GLOBAL VIEW  

European Pilots Win Battle Over Flight Time Limitations

Gavin Francis, Staff Writer
Air Line Pilot, September 2004, p.34

Airline pilots in Europe celebrated recently when transportation ministers failed to approve a plan to standardize flight time limitations among European carriers. The decision came after more than 100 pilots from 20 countries demonstrated outside the ministers’ meeting in Luxembourg, which took place in June. The proposal will be returned to a committee for further review.

Pilot groups opposed the proposed legislation that sought to impose flight time limitations many felt to be unsafe. The plan could have led to a flight time limit of as much as 14 hours per day for airline pilots.

Critics feared that the legislation, which was first put forward by British politician Brian Simpson, a former member of the European Parliament who chaired its transportation committee, would lead to liberalizing flight time limitations in line with European countries that have much less restrictive limits. Simpson lost his seat in a recent bid for reelection.

While pilot groups say that they are in favor of standardizing flight time limitations, they want to make sure that such a policy is based on sound scientific and medical data. Scientists and medical experts questioned the way policymakers determined their flight time hours, some experts even suggesting that concentration abilities of fatigued crewmembers could be equivalent to those of people whose blood-alcohol levels would be illegal for driving in some jurisdictions. They argue that an honest assessment of human performance capabilities is necessary to guarantee safety.

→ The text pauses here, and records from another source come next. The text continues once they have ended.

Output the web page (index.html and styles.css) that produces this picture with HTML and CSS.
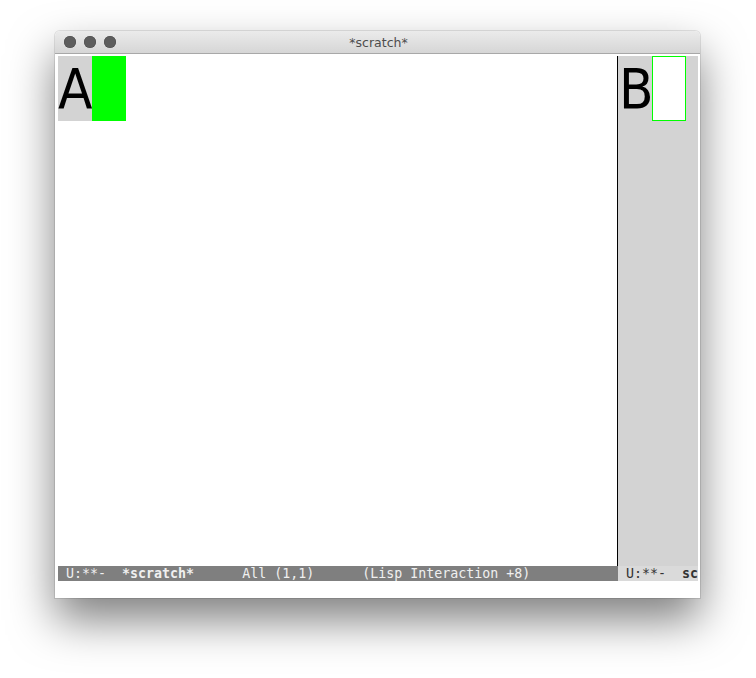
FILE: index.html
```html
<!DOCTYPE html>
<html>
<head>
<meta charset="utf-8">
<link rel="stylesheet" href="styles.css">
</head>
<body>
<div class="window">
  <div class="titlebar">
    <div class="lights">
      <span class="light"></span><span class="light"></span><span class="light"></span>
    </div>
    <div class="title">*scratch*</div>
  </div>
  <div class="frame">
    <div class="panes">
      <div class="pane pane-left">
        <div class="buffer buffer-left">
          <div class="row">
            <div class="cell cell-a">A</div>
            <div class="cell cell-green"></div>
          </div>
        </div>
        <div class="modeline modeline-active"> U:**-  <b>*scratch*</b>      All (1,1)      (Lisp Interaction +8)</div>
      </div>
      <div class="pane pane-right">
        <div class="buffer buffer-right">
          <div class="row">
            <div class="cell cell-b">B</div>
            <div class="cell cell-outline"></div>
          </div>
        </div>
        <div class="modeline modeline-inactive"> U:**-  <b>scratch</b></div>
      </div>
    </div>
    <div class="echo"></div>
  </div>
</div>
</body>
</html>
```
FILE: styles.css
```css
html, body {
  margin: 0;
  padding: 0;
  background: #ffffff;
}
body {
  box-sizing: border-box;
  min-height: 678px;
  padding: 31px 0 0 55px;
}
.window {
  width: 645px;
  height: 567px;
  display: flex;
  flex-direction: column;
  background: #ffffff;
  border-radius: 5px 5px 0 0;
  box-shadow: 0 0 0 1px rgba(0,0,0,0.1), 0 22px 45px rgba(0,0,0,0.5);
  overflow: hidden;
}
.titlebar {
  height: 22px;
  flex: none;
  position: relative;
  display: flex;
  align-items: center;
  justify-content: center;
  background: linear-gradient(#ebebeb, #d6d6d6);
  border-bottom: 1px solid #a8a8a8;
}
.lights {
  position: absolute;
  left: 9px;
  top: 5px;
  display: flex;
  gap: 8px;
}
.light {
  width: 12px;
  height: 12px;
  border-radius: 50%;
  background: #5d5d5d;
  box-shadow: inset 0 0 0 0.5px #4a4a4a;
}
.title {
  font-family: "DejaVu Sans", "Liberation Sans", sans-serif;
  font-size: 12.5px;
  color: #4d4d4d;
  margin-left: 2px;
}
.frame {
  flex: 1;
  display: flex;
  flex-direction: column;
  padding: 2px 2px 0 3px;
}
.panes {
  display: flex;
  height: 525px;
}
.pane {
  display: flex;
  flex-direction: column;
}
.pane-left {
  width: 560px;
}
.pane-right {
  width: 80px;
}
.buffer {
  flex: 1;
  min-height: 0;
}
.buffer-left {
  background: #ffffff;
  border-right: 1px solid #000000;
}
.buffer-right {
  background: #d3d3d3;
}
.row {
  display: flex;
}
.cell {
  width: 34px;
  height: 65px;
  box-sizing: border-box;
  font-family: "DejaVu Sans", "Liberation Sans", sans-serif;
  font-stretch: condensed;
  font-size: 56px;
  line-height: 65px;
  color: #000;
  overflow: hidden;
}
.cell-a {
  background: #d3d3d3;
}
.cell-green {
  background: #00ff00;
}
.cell-b {
  padding-left: 1px;
}
.cell-outline {
  background: #ffffff;
  border: 1px solid #00ff00;
}
.modeline {
  height: 15px;
  flex: none;
  font-family: "DejaVu Sans Mono", monospace;
  font-size: 13.3px;
  line-height: 15px;
  white-space: pre;
  overflow: hidden;
}
.modeline-active {
  background: #7f7f7f;
  color: #f0f0f0;
}
.modeline-inactive {
  background: #dadada;
  color: #333333;
}
.echo {
  flex: 1;
  background: #ffffff;
}
```
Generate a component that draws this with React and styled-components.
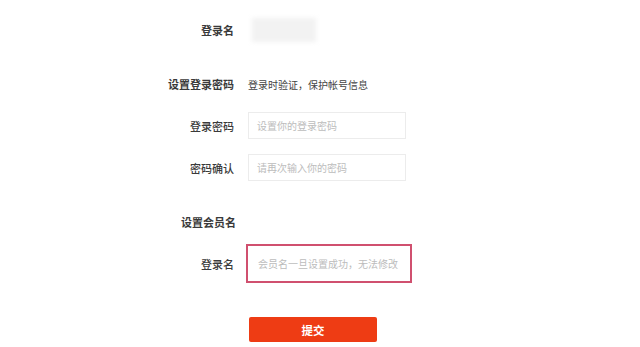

The decision of the transportation ministers allows policymakers to reevaluate the plan and amend it accordingly. When the matter will be taken up again is unclear. Agenda priorities are set principally by the EU presidency, which rotates among the member states every 6 months.

European policymakers have sought to standardize flight time limitations across the European Union for more than a decade now. Since 1989, several attempts at harmonization have all failed due largely to differences in regulations among member countries, as well as competing business and political interests.

The European Parliament passed the most recent proposal; it was awaiting approval by the European Council, which shares legislative decision-making responsibilities. The intended law would have affected pilot groups from member EU countries differently, but would have had a detrimental effect on pilots with more-stringent flight time rules. The plan would have increased flight time for British pilots by as many as 3 hours per day.

Airline pilot groups in Europe had strongly resisted the idea.

Last year, the European Cockpit Association, a coalition of more than 33,000 airline pilots, launched a Europe-wide campaign to promote air transportation safety and specifically to address flight time limitation harmonization issues.

The International Federation of Air Line Pilots Associations, which represents more than 100,000 pilots in more than 90 countries, supported the action, saying that it, too, had concerns about what it felt was an inadequate proposal to regulate flight duty periods.

The International Civil Aviation Organization, the international authority on aviation matters, is currently developing its own policy on flight time limitations, and many pilot groups hope for a coordinated effort with ICAO, which might result in a European policy that would be consistent with those of countries outside of Europe.

ALPA is monitoring this situation closely in view of possible future efforts to harmonize U.S. and European regulations regarding flight time limitations.